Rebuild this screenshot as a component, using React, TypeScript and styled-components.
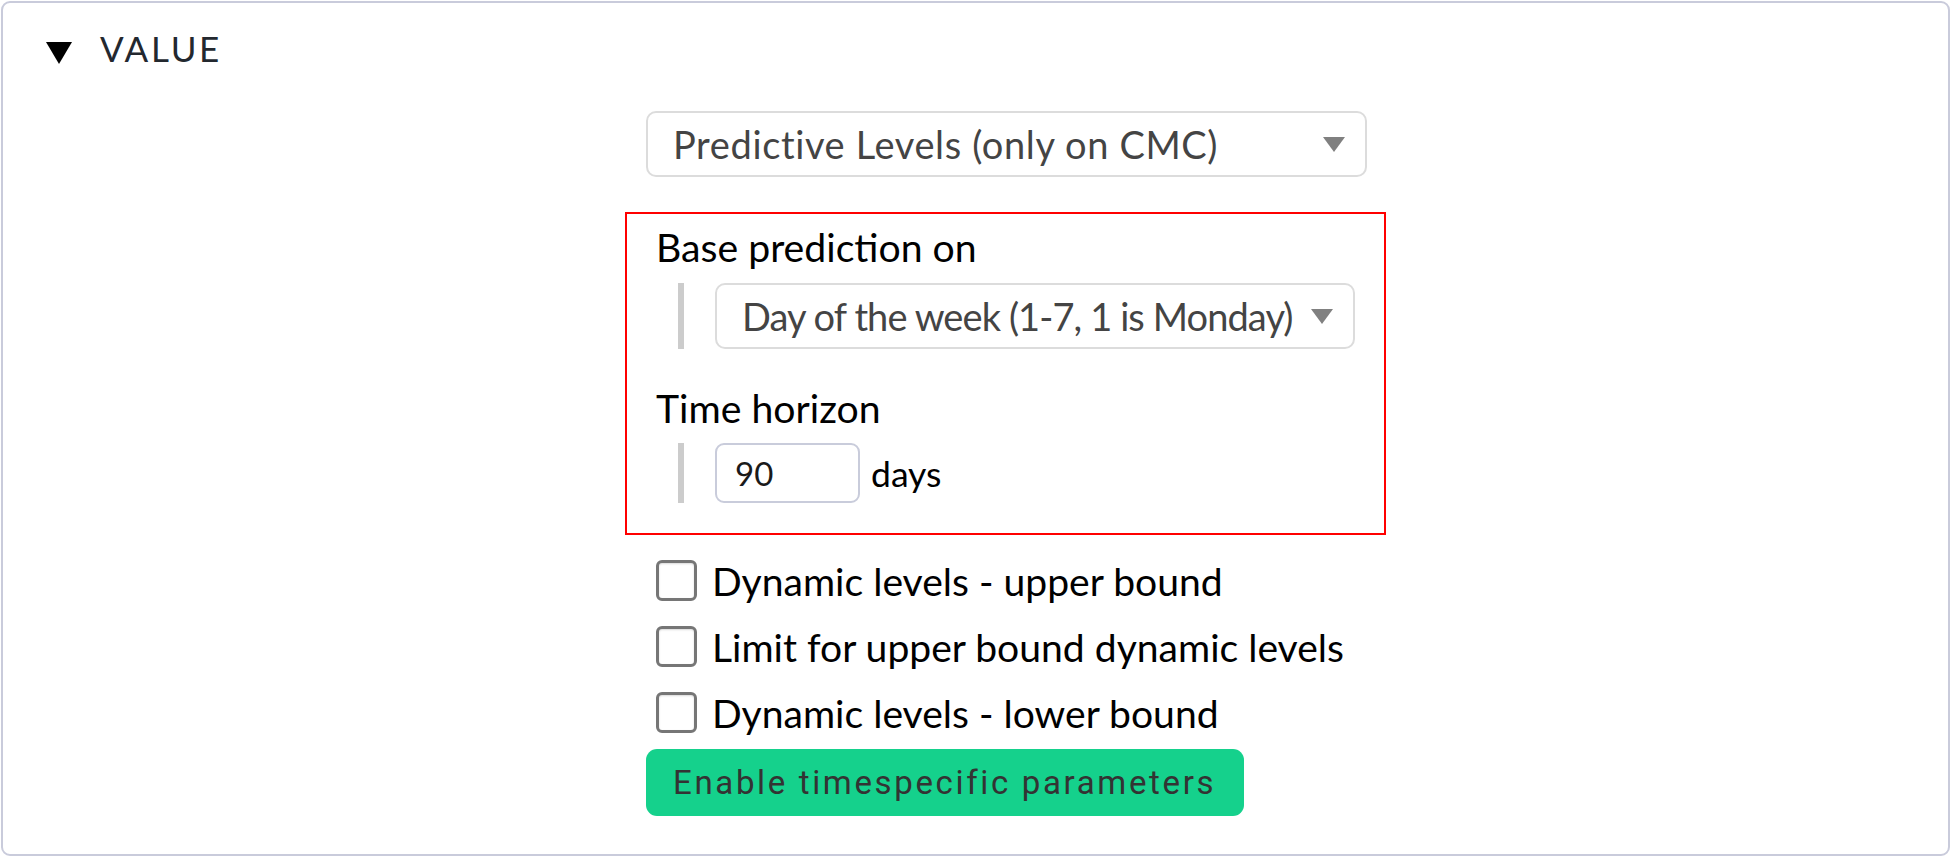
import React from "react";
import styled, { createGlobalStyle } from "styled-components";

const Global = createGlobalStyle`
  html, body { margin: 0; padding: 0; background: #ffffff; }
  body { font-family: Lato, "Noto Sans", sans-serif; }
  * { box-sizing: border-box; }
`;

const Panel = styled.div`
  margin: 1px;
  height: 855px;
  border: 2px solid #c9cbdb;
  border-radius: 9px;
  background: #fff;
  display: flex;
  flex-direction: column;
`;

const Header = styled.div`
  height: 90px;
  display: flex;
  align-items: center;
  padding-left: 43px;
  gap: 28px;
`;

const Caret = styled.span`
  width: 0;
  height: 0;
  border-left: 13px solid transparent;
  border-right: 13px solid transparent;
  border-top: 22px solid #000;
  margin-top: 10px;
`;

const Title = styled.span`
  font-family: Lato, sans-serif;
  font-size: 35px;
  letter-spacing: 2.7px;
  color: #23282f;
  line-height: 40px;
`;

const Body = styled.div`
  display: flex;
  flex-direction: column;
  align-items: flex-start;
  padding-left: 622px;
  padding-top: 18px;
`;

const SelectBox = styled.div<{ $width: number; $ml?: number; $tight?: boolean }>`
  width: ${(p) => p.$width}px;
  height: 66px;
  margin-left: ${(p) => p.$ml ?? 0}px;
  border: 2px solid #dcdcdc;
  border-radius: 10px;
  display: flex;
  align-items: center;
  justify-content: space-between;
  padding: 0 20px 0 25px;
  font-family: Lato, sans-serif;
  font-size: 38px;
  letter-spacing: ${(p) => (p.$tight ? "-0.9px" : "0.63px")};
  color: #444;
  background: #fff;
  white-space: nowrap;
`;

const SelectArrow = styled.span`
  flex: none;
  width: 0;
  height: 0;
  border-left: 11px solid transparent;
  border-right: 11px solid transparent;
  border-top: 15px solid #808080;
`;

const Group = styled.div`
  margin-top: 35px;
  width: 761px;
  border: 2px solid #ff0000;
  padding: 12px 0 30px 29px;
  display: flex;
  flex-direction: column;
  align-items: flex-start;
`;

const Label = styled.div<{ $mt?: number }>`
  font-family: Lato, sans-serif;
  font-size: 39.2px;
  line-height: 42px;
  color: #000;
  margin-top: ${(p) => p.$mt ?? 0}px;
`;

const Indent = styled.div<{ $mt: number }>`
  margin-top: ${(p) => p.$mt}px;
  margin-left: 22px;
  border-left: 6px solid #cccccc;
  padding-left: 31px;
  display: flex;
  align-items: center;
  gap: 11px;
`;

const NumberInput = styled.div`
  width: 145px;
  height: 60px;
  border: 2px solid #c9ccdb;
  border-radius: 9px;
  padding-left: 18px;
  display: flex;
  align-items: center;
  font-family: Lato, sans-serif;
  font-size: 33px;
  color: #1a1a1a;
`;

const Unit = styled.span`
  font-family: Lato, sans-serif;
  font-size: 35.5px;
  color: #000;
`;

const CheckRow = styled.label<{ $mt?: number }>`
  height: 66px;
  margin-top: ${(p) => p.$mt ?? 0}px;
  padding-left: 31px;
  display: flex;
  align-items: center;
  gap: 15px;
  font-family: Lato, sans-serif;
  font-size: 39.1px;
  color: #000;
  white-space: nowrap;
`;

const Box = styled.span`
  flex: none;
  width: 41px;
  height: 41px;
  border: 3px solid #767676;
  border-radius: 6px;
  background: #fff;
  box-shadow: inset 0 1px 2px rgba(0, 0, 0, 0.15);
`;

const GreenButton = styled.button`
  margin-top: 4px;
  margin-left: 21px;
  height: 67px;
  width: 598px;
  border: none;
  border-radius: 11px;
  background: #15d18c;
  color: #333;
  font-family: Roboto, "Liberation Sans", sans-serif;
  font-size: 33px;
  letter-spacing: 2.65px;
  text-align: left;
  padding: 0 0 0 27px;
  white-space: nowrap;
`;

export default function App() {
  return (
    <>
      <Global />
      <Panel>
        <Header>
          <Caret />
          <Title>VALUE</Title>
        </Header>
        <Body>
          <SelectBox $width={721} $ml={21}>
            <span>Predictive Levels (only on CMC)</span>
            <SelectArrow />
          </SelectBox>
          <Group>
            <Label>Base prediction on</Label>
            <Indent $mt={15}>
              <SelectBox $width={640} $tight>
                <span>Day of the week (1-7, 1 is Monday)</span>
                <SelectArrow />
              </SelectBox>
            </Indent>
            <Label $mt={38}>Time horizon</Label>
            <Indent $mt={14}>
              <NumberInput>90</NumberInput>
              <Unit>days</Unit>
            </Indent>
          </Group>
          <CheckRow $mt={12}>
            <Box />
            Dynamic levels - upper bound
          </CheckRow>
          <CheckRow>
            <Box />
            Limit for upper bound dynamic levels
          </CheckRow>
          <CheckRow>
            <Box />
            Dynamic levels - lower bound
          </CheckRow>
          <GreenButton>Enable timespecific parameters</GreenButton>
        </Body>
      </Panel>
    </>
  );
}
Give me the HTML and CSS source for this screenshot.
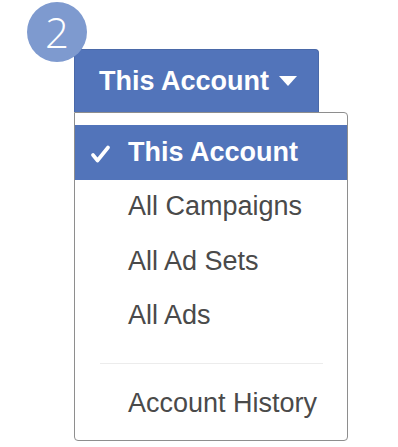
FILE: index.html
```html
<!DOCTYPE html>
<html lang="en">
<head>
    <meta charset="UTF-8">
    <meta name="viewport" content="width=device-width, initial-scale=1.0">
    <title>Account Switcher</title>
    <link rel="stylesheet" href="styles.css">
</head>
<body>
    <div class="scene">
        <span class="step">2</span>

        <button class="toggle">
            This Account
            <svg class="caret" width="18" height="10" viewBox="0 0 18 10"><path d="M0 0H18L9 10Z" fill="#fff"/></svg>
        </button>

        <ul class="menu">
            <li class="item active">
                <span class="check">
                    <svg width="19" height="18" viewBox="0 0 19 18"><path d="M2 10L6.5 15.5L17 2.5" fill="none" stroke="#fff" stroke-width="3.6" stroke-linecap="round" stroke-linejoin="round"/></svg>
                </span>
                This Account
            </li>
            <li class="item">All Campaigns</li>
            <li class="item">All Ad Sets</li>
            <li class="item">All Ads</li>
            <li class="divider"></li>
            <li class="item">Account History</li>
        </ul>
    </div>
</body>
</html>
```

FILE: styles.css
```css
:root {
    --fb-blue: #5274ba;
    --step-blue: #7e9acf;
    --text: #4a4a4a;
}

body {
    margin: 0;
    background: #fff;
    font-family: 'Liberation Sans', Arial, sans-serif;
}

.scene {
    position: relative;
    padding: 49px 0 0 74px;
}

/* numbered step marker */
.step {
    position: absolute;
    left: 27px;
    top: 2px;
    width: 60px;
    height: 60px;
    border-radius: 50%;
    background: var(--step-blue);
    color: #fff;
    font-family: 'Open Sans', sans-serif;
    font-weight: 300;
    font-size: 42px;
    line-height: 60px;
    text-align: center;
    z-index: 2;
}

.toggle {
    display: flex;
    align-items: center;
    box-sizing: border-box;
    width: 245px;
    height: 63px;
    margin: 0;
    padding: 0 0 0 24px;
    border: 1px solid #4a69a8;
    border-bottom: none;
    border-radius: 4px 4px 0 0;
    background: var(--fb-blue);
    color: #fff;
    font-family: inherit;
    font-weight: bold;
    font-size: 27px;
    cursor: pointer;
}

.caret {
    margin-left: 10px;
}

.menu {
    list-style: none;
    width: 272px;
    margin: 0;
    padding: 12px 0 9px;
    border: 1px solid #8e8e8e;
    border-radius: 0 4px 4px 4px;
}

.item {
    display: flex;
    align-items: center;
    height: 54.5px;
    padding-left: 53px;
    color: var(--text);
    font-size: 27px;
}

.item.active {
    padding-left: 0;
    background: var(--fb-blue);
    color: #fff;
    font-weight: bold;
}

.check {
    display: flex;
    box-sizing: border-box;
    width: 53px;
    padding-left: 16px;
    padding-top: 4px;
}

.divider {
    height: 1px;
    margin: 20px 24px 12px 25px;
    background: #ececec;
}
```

========================================================================

• WHAT TO PRODUCE: Repeat the material above in full and exactly, apart from the pictures.

• THE ANSWER:
Rebuild this screenshot as a component, using React, TypeScript and styled-components.
import React from "react";
import styled, { createGlobalStyle } from "styled-components";

const Global = createGlobalStyle`
  html, body { margin: 0; padding: 0; background: #ffffff; }
  body { font-family: Lato, "Noto Sans", sans-serif; }
  * { box-sizing: border-box; }
`;

const Panel = styled.div`
  margin: 1px;
  height: 855px;
  border: 2px solid #c9cbdb;
  border-radius: 9px;
  background: #fff;
  display: flex;
  flex-direction: column;
`;

const Header = styled.div`
  height: 90px;
  display: flex;
  align-items: center;
  padding-left: 43px;
  gap: 28px;
`;

const Caret = styled.span`
  width: 0;
  height: 0;
  border-left: 13px solid transparent;
  border-right: 13px solid transparent;
  border-top: 22px solid #000;
  margin-top: 10px;
`;

const Title = styled.span`
  font-family: Lato, sans-serif;
  font-size: 35px;
  letter-spacing: 2.7px;
  color: #23282f;
  line-height: 40px;
`;

const Body = styled.div`
  display: flex;
  flex-direction: column;
  align-items: flex-start;
  padding-left: 622px;
  padding-top: 18px;
`;

const SelectBox = styled.div<{ $width: number; $ml?: number; $tight?: boolean }>`
  width: ${(p) => p.$width}px;
  height: 66px;
  margin-left: ${(p) => p.$ml ?? 0}px;
  border: 2px solid #dcdcdc;
  border-radius: 10px;
  display: flex;
  align-items: center;
  justify-content: space-between;
  padding: 0 20px 0 25px;
  font-family: Lato, sans-serif;
  font-size: 38px;
  letter-spacing: ${(p) => (p.$tight ? "-0.9px" : "0.63px")};
  color: #444;
  background: #fff;
  white-space: nowrap;
`;

const SelectArrow = styled.span`
  flex: none;
  width: 0;
  height: 0;
  border-left: 11px solid transparent;
  border-right: 11px solid transparent;
  border-top: 15px solid #808080;
`;

const Group = styled.div`
  margin-top: 35px;
  width: 761px;
  border: 2px solid #ff0000;
  padding: 12px 0 30px 29px;
  display: flex;
  flex-direction: column;
  align-items: flex-start;
`;

const Label = styled.div<{ $mt?: number }>`
  font-family: Lato, sans-serif;
  font-size: 39.2px;
  line-height: 42px;
  color: #000;
  margin-top: ${(p) => p.$mt ?? 0}px;
`;

const Indent = styled.div<{ $mt: number }>`
  margin-top: ${(p) => p.$mt}px;
  margin-left: 22px;
  border-left: 6px solid #cccccc;
  padding-left: 31px;
  display: flex;
  align-items: center;
  gap: 11px;
`;

const NumberInput = styled.div`
  width: 145px;
  height: 60px;
  border: 2px solid #c9ccdb;
  border-radius: 9px;
  padding-left: 18px;
  display: flex;
  align-items: center;
  font-family: Lato, sans-serif;
  font-size: 33px;
  color: #1a1a1a;
`;

const Unit = styled.span`
  font-family: Lato, sans-serif;
  font-size: 35.5px;
  color: #000;
`;

const CheckRow = styled.label<{ $mt?: number }>`
  height: 66px;
  margin-top: ${(p) => p.$mt ?? 0}px;
  padding-left: 31px;
  display: flex;
  align-items: center;
  gap: 15px;
  font-family: Lato, sans-serif;
  font-size: 39.1px;
  color: #000;
  white-space: nowrap;
`;

const Box = styled.span`
  flex: none;
  width: 41px;
  height: 41px;
  border: 3px solid #767676;
  border-radius: 6px;
  background: #fff;
  box-shadow: inset 0 1px 2px rgba(0, 0, 0, 0.15);
`;

const GreenButton = styled.button`
  margin-top: 4px;
  margin-left: 21px;
  height: 67px;
  width: 598px;
  border: none;
  border-radius: 11px;
  background: #15d18c;
  color: #333;
  font-family: Roboto, "Liberation Sans", sans-serif;
  font-size: 33px;
  letter-spacing: 2.65px;
  text-align: left;
  padding: 0 0 0 27px;
  white-space: nowrap;
`;

export default function App() {
  return (
    <>
      <Global />
      <Panel>
        <Header>
          <Caret />
          <Title>VALUE</Title>
        </Header>
        <Body>
          <SelectBox $width={721} $ml={21}>
            <span>Predictive Levels (only on CMC)</span>
            <SelectArrow />
          </SelectBox>
          <Group>
            <Label>Base prediction on</Label>
            <Indent $mt={15}>
              <SelectBox $width={640} $tight>
                <span>Day of the week (1-7, 1 is Monday)</span>
                <SelectArrow />
              </SelectBox>
            </Indent>
            <Label $mt={38}>Time horizon</Label>
            <Indent $mt={14}>
              <NumberInput>90</NumberInput>
              <Unit>days</Unit>
            </Indent>
          </Group>
          <CheckRow $mt={12}>
            <Box />
            Dynamic levels - upper bound
          </CheckRow>
          <CheckRow>
            <Box />
            Limit for upper bound dynamic levels
          </CheckRow>
          <CheckRow>
            <Box />
            Dynamic levels - lower bound
          </CheckRow>
          <GreenButton>Enable timespecific parameters</GreenButton>
        </Body>
      </Panel>
    </>
  );
}
Give me the HTML and CSS source for this screenshot.
FILE: index.html
```html
<!DOCTYPE html>
<html lang="en">
<head>
    <meta charset="UTF-8">
    <meta name="viewport" content="width=device-width, initial-scale=1.0">
    <title>Account Switcher</title>
    <link rel="stylesheet" href="styles.css">
</head>
<body>
    <div class="scene">
        <span class="step">2</span>

        <button class="toggle">
            This Account
            <svg class="caret" width="18" height="10" viewBox="0 0 18 10"><path d="M0 0H18L9 10Z" fill="#fff"/></svg>
        </button>

        <ul class="menu">
            <li class="item active">
                <span class="check">
                    <svg width="19" height="18" viewBox="0 0 19 18"><path d="M2 10L6.5 15.5L17 2.5" fill="none" stroke="#fff" stroke-width="3.6" stroke-linecap="round" stroke-linejoin="round"/></svg>
                </span>
                This Account
            </li>
            <li class="item">All Campaigns</li>
            <li class="item">All Ad Sets</li>
            <li class="item">All Ads</li>
            <li class="divider"></li>
            <li class="item">Account History</li>
        </ul>
    </div>
</body>
</html>
```

FILE: styles.css
```css
:root {
    --fb-blue: #5274ba;
    --step-blue: #7e9acf;
    --text: #4a4a4a;
}

body {
    margin: 0;
    background: #fff;
    font-family: 'Liberation Sans', Arial, sans-serif;
}

.scene {
    position: relative;
    padding: 49px 0 0 74px;
}

/* numbered step marker */
.step {
    position: absolute;
    left: 27px;
    top: 2px;
    width: 60px;
    height: 60px;
    border-radius: 50%;
    background: var(--step-blue);
    color: #fff;
    font-family: 'Open Sans', sans-serif;
    font-weight: 300;
    font-size: 42px;
    line-height: 60px;
    text-align: center;
    z-index: 2;
}

.toggle {
    display: flex;
    align-items: center;
    box-sizing: border-box;
    width: 245px;
    height: 63px;
    margin: 0;
    padding: 0 0 0 24px;
    border: 1px solid #4a69a8;
    border-bottom: none;
    border-radius: 4px 4px 0 0;
    background: var(--fb-blue);
    color: #fff;
    font-family: inherit;
    font-weight: bold;
    font-size: 27px;
    cursor: pointer;
}

.caret {
    margin-left: 10px;
}

.menu {
    list-style: none;
    width: 272px;
    margin: 0;
    padding: 12px 0 9px;
    border: 1px solid #8e8e8e;
    border-radius: 0 4px 4px 4px;
}

.item {
    display: flex;
    align-items: center;
    height: 54.5px;
    padding-left: 53px;
    color: var(--text);
    font-size: 27px;
}

.item.active {
    padding-left: 0;
    background: var(--fb-blue);
    color: #fff;
    font-weight: bold;
}

.check {
    display: flex;
    box-sizing: border-box;
    width: 53px;
    padding-left: 16px;
    padding-top: 4px;
}

.divider {
    height: 1px;
    margin: 20px 24px 12px 25px;
    background: #ececec;
}
```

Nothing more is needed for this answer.